'Legal profession not corrupt'
Daraine Luton, Senior Staff Reporter
THE JAMAICAN Bar Association is insisting that the number of complaints being made against lawyers is not an indication of a rotten profession.
The annual report of the General Legal Council (GLC) for 2008-2009 states that at the beginning of this fiscal year, there were 409 pending complaints, as well as an additional 128 new complaints that had been filed against attorneys-at-law.
Cabinet considered the GLC report in January.
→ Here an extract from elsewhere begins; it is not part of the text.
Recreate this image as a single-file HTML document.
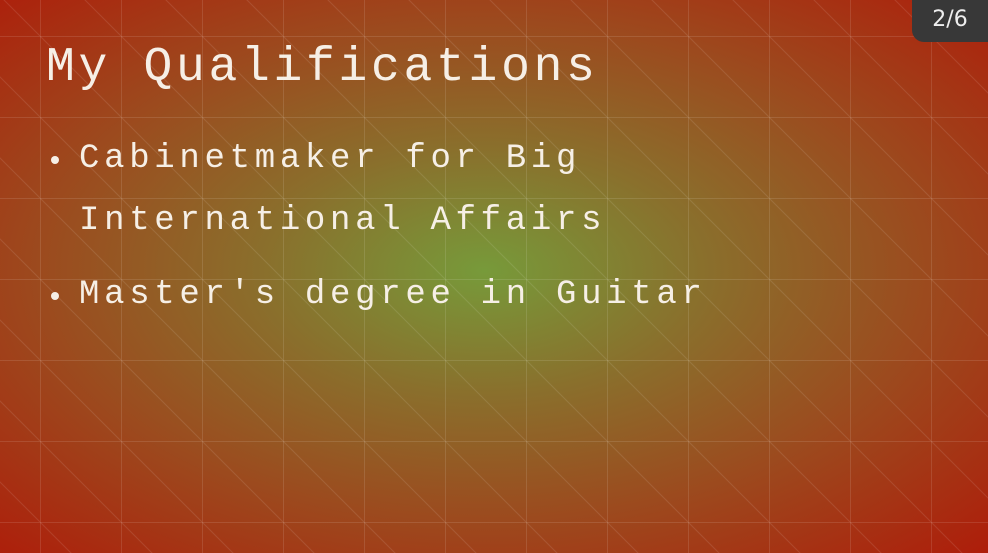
<!DOCTYPE html>
<html><head><style>
html,body{margin:0;padding:0}
body{width:988px;height:553px;overflow:hidden;position:relative;
background:radial-gradient(ellipse 75% 75% at 49% 49%,#779a3a 0%,#8a6f2c 30%,#9c4a1e 60%,#b01808 100%);
font-family:"Liberation Mono",monospace;color:#f6efe6}
svg{position:absolute;left:0;top:0}
h1{position:absolute;left:46px;top:38px;margin:0;font-weight:normal;font-size:48px;letter-spacing:3.7px;line-height:60px}
ul{position:absolute;left:79px;top:128px;margin:0;padding:0;list-style:none;font-size:34px;letter-spacing:4.7px;line-height:62px}
li{position:relative}
li::before{content:"";position:absolute;left:-28px;top:28px;width:8px;height:8px;border-radius:50%;background:#f6efe6}
.pg{position:absolute;right:0;top:0;width:76px;height:42px;background:#383838;border-bottom-left-radius:12px;color:#eee;font-family:"DejaVu Sans",sans-serif;font-size:22px;text-align:center;line-height:40px}
</style></head><body>
<svg width="988" height="553">
<defs><pattern id="p" x="40" y="36" width="81" height="81" patternUnits="userSpaceOnUse">
<path d="M0 0V81M0 0H81" stroke="rgba(255,255,255,0.22)" stroke-width="1" fill="none"/>
<path d="M0 0L81 81" stroke="rgba(255,255,255,0.1)" stroke-width="1" fill="none"/>
</pattern></defs>
<rect width="988" height="553" fill="url(#p)"/>
</svg>
<h1>My Qualifications</h1>
<ul>
<li style="margin-bottom:12px">Cabinetmaker for Big<br>International Affairs</li>
<li>Master's degree in Guitar</li>
</ul>
<div class="pg">2/6</div>
</body></html>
The full report is to be tabled in Parliament by Justice Minister Dorothy Lightbourne.
Yesterday, the Bar association's president, Jacqueline Samuels-Brown, told
that the legal profession ought not be judged by the number of complaints made against lawyers.
"What you have to look at is the number of convictions," Samuels-Brown said.
During the last fiscal year, orders were made against nine attorneys who were found guilty of professional misconduct, and the names of three lawyers were struck off the GLC roll.
Samuels-Brown stressed that Jamaica still operates with the understanding that it is not enough to make allegations as accusations must be proven true.
"It is interesting that you have such a great disparity between the number of complaints and the number of cases where the lawyers are adjudged to be in breach," she said.
Samuels-Brown also pointed out that neither the association nor individual lawyers were privy to the complaints which were made to the GLC.
She, however, said that some of the complaints made did not merit disciplinary intervention.
"Some complaints arise out of a misunderstanding or a miscommunication between lawyers and their clients. Some-times what it is is what we refer to as buyer's remorse - you didn't get the result you wanted or expected," Samuels-Brown said.
Call for mediation facility
She also said that among the cases against lawyers are reports that emanate from the GLC itself against attorneys who have failed to satisfy some regulatory requirements.
Meanwhile, Samuels-Brown said the Bar has called for a mediation facility to be set up to deal with complaints made against attorneys.
"If there is a mechanism in place for mediation, it can assist. As president of the Bar association, citizens will write to me from time to time indicating difficulties and making 'complaints' against attorneys. With informed intervention, you can resolve those matters very quickly, less painfully and to the satisfaction of both the layman and the attorney," Samuels-Brown said.